342:85 Officer liable for $35,000 for civil
rights violation and false imprisonment of attorney arrested for alleged
interference with apprehension of two of his clients; lawsuit asserted
officer and prosecutor obtained arrest warrant based on false/misleading
information; prosecutor also liable for $65,000. Etoch v. Newton, Ark.,
No. CIV-96-105, Phillips County Cir. Ct., Ark., Sept. 14, 2000, reported
in ATLA Law Rptr. (Feb. 2001).
341:69 Warrant clerk was not liable for arrest
of wrong man after she accidentally transposed criminal complaint numbers
in issuing arrest warrant, as she did not intend to cause his detention,
but arresting officer might be liable if he had reason to believe that
warrant had been erroneously issued. Berg v. County of Allegheny, No. 98-
3557, 219 F.3d 261 (3rd Cir. 2000).
339:43 Officer had probable cause to arrest
homeowner for theft of services based on statements by a number of businesses
that he had refused to pay for work done on his residence; officer did
not act improperly or deceive prosecutor who obtained warrant by failing
to detail his personal involvement in a prior similar dispute involving
the homeowner. Neiman v. Keane, #99-3286, 232 F.3d 577 (7th Cir. 2000).

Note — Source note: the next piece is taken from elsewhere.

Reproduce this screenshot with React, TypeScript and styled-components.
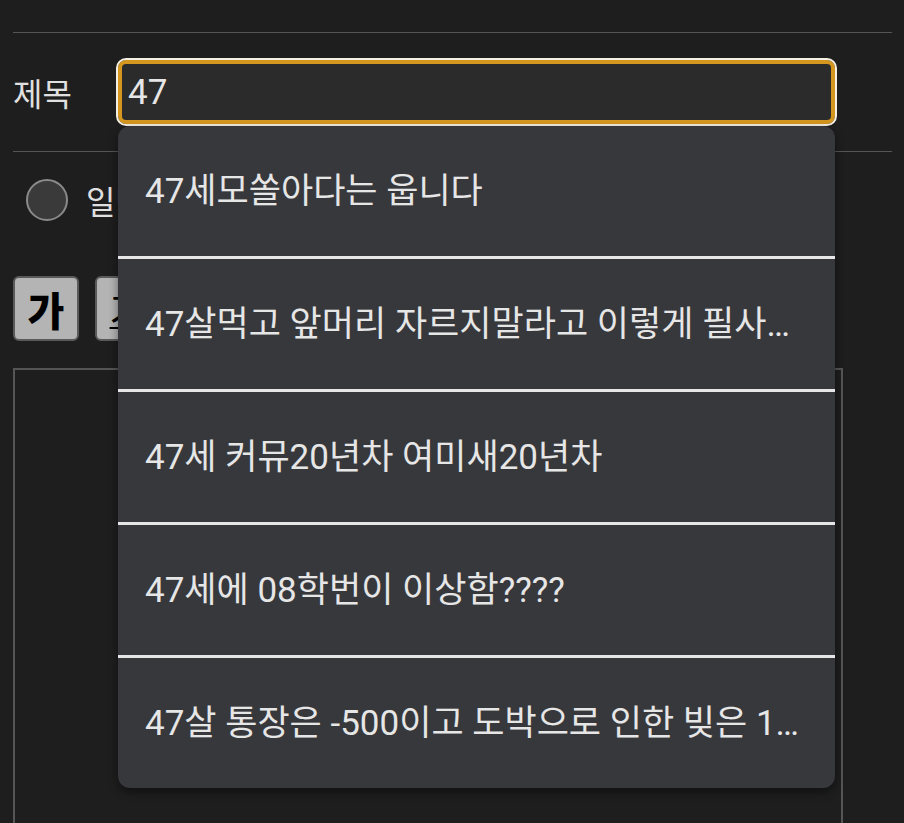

338:21 Officer acted reasonably in basing
his affidavit for an arrest warrant on bank tellers' identification of
woman in surveillance photo as bank robber and identification of woman
in photo as the person named in the warrant by persons who knew her. Freeman
v. County of Bexar, No. 99-50608, 210 F.3d 550 (5th Cir. 2000).
338:19 Officer was entitled to official immunity
against liability for malicious prosecution under Georgia state law for
obtaining arrest warrants, in the absence of any proof that he acted with
"actual malice" or intent to cause harm. Todd v. Kelly, No. A00A0712,
535 S.E.2d 540 (Ga. App. 2000).
337:6 Arrest of store customer for writing
check returned for insufficient funds, when made pursuant to a valid arrest
warrant, was "presumptively made with probable cause"; in the
absence of a showing of fraud, perjury, or the misrepresentation or falsification
of evidence, her false arrest claim must be dismissed. Martinetti v. Town
of New Hartford Police Dept., 112 F. Supp. 2d 251 (N.D.N.Y. 2000).
333:135 Officer could not be held liable
for deliberately providing false information in an affidavit for an arrest
warrant when there was no evidence that he knew there was any problem with
the truthfulness of the witnesses who gave statements. Dutton v. Montgomery
County, MD., 94 F.Supp. 2d 663 (D. Md. 2000).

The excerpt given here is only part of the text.